Mandy’s performance is very much centred around connecting with her audience. Her poetry speaks of the dreams and hopes of children, who are clearly her target audience here. The first poem she reads to us emphasises how a passion for something, such as dance, can seemingly alter the speed of time, whereas one of her final poems reveals the far reaches of human ability, and how we are more than even we realise. Clearly, Mandy is very interested in human nature, particularly the carefree nature of children and how it differs from adults. Yet, she manages to keep this potentially difficult, heavy topic relaxed and informal. Her poetry is light-hearted and celebratory, making it a successful performance. The schoolchildren relate to her well, as shown by their participation; they laugh when they should and smile when Mandy expects them to. For us adults, there is a wider sense of nostalgia for days gone by. Mandy leaves me wishing I could be a child again and feel these things first-hand.

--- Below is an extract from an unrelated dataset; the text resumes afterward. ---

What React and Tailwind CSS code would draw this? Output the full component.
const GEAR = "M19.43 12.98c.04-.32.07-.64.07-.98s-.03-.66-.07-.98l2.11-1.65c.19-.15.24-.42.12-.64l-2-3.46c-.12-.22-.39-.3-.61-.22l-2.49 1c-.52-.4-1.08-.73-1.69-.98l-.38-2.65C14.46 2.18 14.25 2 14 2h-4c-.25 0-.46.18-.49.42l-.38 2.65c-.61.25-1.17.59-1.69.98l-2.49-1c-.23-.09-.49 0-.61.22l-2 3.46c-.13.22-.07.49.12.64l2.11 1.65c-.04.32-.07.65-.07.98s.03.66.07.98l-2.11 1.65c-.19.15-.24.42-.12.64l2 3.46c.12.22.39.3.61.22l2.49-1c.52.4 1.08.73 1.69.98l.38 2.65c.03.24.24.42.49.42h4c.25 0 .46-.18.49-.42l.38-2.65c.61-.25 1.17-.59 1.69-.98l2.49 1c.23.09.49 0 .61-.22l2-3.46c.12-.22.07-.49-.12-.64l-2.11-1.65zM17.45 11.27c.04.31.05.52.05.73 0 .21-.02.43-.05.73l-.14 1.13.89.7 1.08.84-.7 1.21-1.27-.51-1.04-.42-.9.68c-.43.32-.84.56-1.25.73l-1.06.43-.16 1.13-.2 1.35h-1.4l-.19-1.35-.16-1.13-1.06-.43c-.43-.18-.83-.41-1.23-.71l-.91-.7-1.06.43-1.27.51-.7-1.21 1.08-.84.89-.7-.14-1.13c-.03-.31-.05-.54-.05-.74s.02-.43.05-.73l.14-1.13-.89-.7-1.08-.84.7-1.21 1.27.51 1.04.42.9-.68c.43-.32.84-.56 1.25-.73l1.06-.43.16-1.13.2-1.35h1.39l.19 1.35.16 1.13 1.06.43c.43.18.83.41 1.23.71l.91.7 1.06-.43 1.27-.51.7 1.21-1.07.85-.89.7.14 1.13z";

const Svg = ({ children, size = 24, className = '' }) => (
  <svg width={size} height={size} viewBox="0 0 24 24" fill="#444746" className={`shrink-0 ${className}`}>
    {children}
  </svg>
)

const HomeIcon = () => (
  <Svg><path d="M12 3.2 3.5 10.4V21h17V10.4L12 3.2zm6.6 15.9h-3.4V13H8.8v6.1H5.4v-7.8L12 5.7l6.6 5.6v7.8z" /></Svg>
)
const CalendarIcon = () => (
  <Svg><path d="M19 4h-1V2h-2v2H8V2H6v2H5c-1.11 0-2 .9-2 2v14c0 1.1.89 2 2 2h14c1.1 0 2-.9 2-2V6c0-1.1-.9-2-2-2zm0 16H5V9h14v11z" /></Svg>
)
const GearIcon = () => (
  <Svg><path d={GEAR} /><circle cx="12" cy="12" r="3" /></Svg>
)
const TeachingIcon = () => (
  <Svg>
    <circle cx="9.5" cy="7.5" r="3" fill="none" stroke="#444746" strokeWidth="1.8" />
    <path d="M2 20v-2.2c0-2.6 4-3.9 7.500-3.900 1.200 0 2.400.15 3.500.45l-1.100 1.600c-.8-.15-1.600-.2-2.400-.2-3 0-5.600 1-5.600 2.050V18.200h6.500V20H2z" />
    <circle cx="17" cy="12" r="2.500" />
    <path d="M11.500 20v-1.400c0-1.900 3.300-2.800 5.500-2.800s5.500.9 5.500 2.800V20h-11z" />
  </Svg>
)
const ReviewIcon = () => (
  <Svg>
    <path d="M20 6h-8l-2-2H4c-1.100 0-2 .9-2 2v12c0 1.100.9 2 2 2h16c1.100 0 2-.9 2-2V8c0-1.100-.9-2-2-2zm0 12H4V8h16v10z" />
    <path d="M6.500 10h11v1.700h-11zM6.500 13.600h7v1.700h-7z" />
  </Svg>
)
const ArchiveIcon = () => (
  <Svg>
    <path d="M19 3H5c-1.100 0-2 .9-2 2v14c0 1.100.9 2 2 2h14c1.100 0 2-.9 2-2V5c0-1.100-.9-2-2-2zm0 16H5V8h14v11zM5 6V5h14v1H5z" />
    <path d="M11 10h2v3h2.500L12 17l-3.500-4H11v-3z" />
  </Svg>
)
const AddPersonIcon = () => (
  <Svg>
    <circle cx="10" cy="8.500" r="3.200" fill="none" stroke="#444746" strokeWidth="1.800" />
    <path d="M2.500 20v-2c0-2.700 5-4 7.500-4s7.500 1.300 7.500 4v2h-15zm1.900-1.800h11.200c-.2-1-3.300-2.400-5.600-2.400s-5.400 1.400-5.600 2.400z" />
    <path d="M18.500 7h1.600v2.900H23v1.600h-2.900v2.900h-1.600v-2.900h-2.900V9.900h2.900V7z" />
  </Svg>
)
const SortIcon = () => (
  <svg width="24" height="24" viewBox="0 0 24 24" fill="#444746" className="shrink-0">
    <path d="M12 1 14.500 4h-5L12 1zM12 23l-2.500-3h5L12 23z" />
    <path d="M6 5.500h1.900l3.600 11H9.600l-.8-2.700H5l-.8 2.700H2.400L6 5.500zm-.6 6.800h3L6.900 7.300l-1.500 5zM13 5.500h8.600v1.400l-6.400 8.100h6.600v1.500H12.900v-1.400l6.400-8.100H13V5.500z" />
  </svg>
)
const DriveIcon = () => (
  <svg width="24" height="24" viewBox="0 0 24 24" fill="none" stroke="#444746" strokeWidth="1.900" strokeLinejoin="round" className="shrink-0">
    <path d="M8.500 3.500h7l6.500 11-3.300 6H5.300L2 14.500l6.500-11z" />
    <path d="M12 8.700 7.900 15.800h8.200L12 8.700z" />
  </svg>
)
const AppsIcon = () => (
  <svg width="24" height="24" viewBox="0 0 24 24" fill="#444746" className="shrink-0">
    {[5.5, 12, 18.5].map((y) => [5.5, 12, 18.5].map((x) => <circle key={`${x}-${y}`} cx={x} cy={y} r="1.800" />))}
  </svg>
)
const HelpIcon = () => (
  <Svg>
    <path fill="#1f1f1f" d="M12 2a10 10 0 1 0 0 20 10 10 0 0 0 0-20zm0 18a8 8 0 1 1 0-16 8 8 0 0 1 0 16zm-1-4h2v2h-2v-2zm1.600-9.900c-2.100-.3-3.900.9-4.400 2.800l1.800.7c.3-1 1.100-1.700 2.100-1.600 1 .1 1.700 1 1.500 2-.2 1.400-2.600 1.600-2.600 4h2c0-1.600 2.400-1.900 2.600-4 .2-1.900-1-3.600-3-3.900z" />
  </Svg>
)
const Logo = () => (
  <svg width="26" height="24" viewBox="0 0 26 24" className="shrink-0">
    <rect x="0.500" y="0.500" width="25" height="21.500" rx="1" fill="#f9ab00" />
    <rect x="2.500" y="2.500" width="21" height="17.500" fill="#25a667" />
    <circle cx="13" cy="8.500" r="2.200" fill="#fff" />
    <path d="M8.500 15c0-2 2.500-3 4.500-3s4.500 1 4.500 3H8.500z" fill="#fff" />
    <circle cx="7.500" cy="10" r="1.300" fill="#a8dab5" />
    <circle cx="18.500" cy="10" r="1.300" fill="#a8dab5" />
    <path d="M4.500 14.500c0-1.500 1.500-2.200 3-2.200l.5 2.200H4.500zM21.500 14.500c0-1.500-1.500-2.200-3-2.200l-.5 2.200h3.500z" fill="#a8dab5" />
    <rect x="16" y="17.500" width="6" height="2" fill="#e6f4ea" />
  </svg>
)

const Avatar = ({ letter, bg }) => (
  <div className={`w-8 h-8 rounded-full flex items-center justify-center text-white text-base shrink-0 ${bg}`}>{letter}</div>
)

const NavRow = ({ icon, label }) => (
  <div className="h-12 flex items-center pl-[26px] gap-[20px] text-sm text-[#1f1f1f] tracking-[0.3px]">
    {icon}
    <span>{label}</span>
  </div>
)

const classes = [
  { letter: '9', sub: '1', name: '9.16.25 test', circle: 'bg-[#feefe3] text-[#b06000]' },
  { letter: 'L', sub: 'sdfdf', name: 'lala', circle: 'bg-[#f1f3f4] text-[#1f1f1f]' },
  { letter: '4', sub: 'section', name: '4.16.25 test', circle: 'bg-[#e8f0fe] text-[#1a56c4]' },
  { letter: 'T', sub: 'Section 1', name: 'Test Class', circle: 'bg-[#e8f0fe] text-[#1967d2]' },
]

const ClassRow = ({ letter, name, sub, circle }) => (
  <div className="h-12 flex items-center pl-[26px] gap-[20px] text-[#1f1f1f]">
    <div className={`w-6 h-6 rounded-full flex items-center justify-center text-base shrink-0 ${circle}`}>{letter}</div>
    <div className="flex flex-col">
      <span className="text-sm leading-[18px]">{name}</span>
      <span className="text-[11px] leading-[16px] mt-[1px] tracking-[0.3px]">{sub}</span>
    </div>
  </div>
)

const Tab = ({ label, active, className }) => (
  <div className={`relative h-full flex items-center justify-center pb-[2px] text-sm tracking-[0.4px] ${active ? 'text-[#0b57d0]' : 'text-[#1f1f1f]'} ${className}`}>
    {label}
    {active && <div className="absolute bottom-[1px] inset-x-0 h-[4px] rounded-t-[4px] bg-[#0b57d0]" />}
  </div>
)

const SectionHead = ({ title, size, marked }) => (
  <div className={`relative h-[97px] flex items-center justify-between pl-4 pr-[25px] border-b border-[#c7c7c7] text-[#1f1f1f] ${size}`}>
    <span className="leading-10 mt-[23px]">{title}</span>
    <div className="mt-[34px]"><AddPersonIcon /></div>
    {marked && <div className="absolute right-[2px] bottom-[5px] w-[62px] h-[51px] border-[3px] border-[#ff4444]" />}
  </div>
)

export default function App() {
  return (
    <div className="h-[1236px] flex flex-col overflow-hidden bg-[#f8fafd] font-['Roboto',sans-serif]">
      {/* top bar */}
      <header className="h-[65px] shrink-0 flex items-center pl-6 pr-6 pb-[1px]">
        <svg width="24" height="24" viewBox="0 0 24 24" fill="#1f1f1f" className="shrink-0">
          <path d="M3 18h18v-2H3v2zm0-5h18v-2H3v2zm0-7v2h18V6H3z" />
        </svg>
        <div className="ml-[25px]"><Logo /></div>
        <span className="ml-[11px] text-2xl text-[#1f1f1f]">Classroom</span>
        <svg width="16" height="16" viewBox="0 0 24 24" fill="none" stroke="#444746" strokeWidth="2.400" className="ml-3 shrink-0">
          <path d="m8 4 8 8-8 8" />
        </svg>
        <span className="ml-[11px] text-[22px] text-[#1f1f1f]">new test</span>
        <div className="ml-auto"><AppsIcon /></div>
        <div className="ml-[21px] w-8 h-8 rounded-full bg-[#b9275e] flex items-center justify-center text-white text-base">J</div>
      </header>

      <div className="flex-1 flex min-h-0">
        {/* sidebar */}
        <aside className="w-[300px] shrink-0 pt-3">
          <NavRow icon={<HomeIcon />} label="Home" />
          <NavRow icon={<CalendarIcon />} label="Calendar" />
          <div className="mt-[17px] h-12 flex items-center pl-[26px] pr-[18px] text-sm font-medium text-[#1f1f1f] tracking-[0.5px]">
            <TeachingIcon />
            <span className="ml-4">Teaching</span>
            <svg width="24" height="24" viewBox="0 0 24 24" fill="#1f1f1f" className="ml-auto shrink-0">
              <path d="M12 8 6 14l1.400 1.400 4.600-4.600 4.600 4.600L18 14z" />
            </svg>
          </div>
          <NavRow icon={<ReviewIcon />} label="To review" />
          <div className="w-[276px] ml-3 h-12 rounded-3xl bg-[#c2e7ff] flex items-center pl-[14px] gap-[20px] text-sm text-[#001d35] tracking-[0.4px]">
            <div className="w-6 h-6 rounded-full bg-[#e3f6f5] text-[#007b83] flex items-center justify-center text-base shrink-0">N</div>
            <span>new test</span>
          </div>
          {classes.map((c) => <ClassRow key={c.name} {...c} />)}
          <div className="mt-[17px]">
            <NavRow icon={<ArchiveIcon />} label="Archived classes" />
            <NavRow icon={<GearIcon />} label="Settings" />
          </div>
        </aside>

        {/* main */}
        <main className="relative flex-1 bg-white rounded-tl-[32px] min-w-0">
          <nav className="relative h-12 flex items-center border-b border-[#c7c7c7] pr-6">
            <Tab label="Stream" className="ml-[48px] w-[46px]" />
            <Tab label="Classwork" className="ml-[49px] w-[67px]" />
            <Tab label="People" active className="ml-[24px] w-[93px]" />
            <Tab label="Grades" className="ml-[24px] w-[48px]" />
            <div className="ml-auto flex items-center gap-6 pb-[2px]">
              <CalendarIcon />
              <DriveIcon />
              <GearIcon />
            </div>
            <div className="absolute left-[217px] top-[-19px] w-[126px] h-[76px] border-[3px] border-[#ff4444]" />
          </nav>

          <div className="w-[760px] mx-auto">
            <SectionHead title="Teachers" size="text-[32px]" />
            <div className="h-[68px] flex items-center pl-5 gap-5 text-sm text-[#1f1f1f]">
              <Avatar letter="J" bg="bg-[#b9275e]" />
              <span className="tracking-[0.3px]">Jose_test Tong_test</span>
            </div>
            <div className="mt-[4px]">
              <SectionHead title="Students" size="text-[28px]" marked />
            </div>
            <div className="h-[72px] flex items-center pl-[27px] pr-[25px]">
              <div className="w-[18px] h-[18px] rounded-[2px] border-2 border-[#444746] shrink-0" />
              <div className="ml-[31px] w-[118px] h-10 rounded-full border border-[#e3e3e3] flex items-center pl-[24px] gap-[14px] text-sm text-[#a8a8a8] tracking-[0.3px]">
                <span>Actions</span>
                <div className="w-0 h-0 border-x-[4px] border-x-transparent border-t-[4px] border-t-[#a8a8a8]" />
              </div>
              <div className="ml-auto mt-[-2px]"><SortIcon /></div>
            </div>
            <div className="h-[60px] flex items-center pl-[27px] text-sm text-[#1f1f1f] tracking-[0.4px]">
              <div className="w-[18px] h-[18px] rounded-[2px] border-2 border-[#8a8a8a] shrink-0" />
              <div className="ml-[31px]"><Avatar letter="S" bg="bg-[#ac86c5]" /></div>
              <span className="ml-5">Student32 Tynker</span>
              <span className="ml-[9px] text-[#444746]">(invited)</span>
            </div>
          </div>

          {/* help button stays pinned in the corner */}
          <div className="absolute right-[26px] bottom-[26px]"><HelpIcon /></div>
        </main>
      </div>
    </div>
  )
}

As her performance comes to a close, Mandy introduces our next guest, Philip Gross. His unusual form of poetry focuses on the mundane, forgotten things in our world and turns them into creatures, with a sense of purpose and feeling. As he appears before his audience, he launches into his first poem immediately. It is about random household items that have been forgotten yet struggle with this rejection, as ‘everything wants to be something’. Perhaps this is a concept which children can easily relate to, as the schoolchildren seem totally immersed in this poem. It is funny and cheerfully daft, whilst also having a point. The poem receives a large round of applause. His other poems do similar things in different ways, and John Sampson accompanies in various places. A poem about fire repeatedly uses the word ‘we’, as if the flames had their own community; a rather interesting perception. Philip’s set is a hit and his efforts gain him a large round of applause.

Carol Ann seems to go down an entirely different route. Her poetry is set out like a play, with John as her right hand man. Although it is quite obviously an act throughout, children and adults alike seem to love it. One sketch sees John in a wig playing Mozart on a wooden recorder. Unusual, yes, but it sparks some good poetry from Carol Ann about music and poetry, and a sheep composer named ‘Baa’. An interactive poem sees Carol Ann playing on one of schoolchildren’s strengths, by pitting them against each other to see who can scream the loudest. Of course, they’re screaming actual words (one of Elvis, Picasso, Shakespeare, or Virginia Woolf) in time to the poem. It’s definitely a good way to get the children’s attention. The rest of her poetry follows the same ilk; it is comedic and relatively interactive for the children, so nobody’s attention seems to waver from John and Carol Ann for long. John shows off some strangely-shaped instruments, explaining their backstory and playing them so the children can hear how they sound. He is clearly a vital piece to Carol Ann’s reading.

The children send the poet laureate off with a huge round of applause. They have definitely loved the afternoon; after all, it’s better than maths, isn’t it?